If she is going to die and has a terrible quality of life, and if a surgeon will do the surgery, why not let that happen? if she dies due to the procedure she is just dying more quickly, and without all the heinousness of end of life palliative care.
I'm sorry to ask as I'm not familiar with this. I thought hospice was to be comforting and certainly less stressful than (unnecessary and expensive) surgery for little to no quality of life, and possible contraction of Covid, MRSA, etc.
Are you basically saying that it's more humane for her to die now (let's say not from the surgery but through euthanasia if that were possible). You are saying that in not so many words. That she should die in the surgery so why not euthanisia. ASking the hard questions because we are approaching this too.
This is a hard topic to really discuss as most every case is different. But Hospice won't take a patient on unless there is good reason to believe the patient only has 6 or less months to live. That means giving them drugs. Which means they become bed ridden. Which means you have to have more and more care. This is just my assessment from having watched and lived this with a parent, but I believe many elderly end up dying of an untreated UTI.
What I don't understand from yours (or OP, if this isn't OP) is how with it the mom is, how much pain. When my parent was interviewed for hospice care, he nearly didn't qualify because he wasn't in horrible pain and wasn't obviously at the end of his life.

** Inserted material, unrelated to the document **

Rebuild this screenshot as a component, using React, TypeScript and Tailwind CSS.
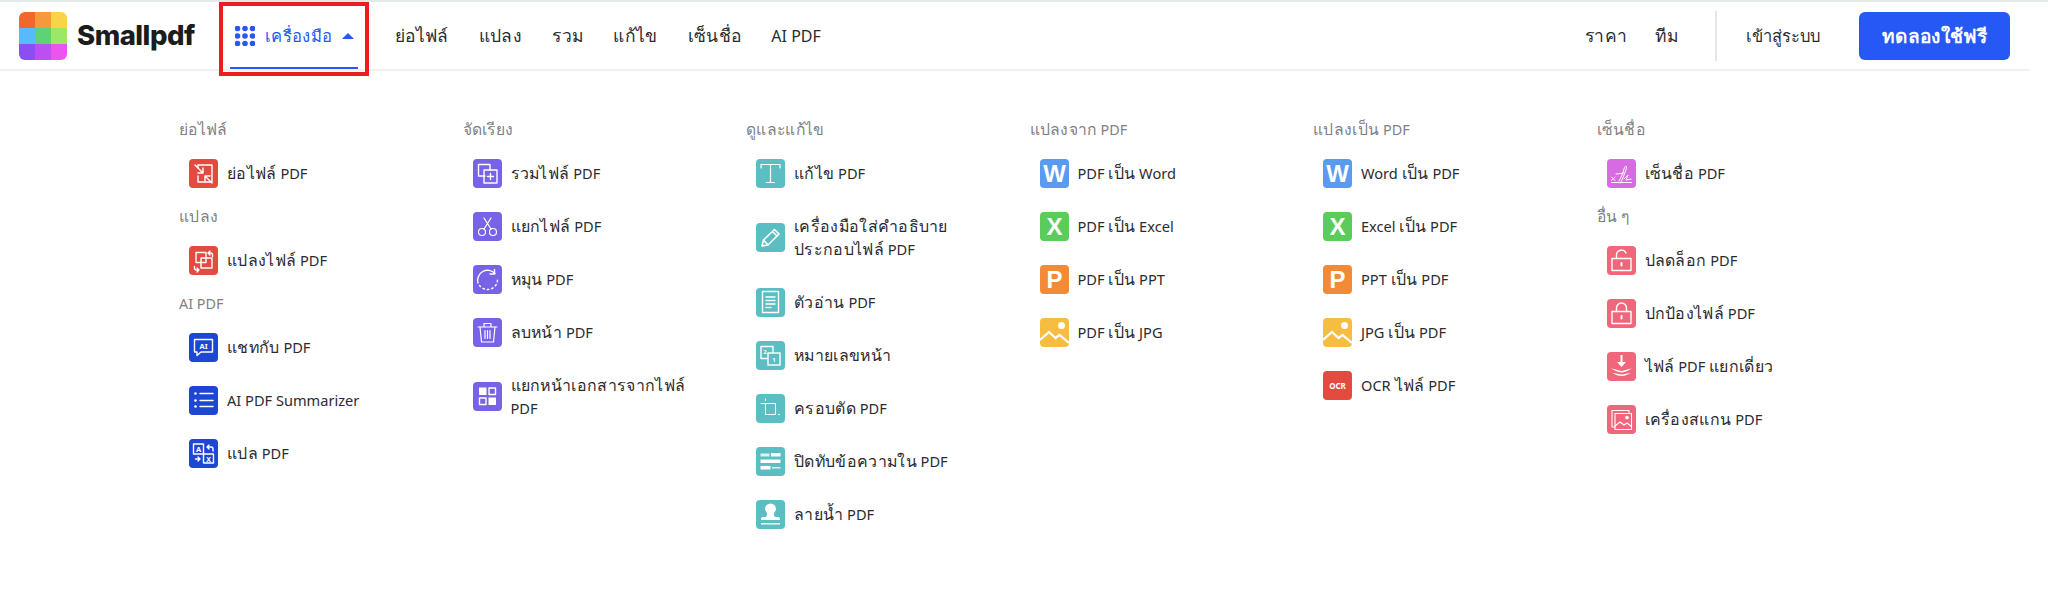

OP, is your mom bedridden? I suggested the surgery if someone would do it, because yes, if it extends her life AND quality of life, great. I also am assuming insurance will pay for this. If not, then no, I wouldn't spend money on this until your mom has plenty.
But if money is not the issue, and she gets the surgery and then dies due to the procedure, you gave her hope going into the surgery, and then a faster death. My parent lingered. And it was a horrible way to go.
You might have to get generic info from Hospice since you don't have the medical POA or any POA. And also talk to the doctor if you can. But most won't talk to you about your mother's case if you don't have medical POA.
Sorry you're going through this. I know it is hard.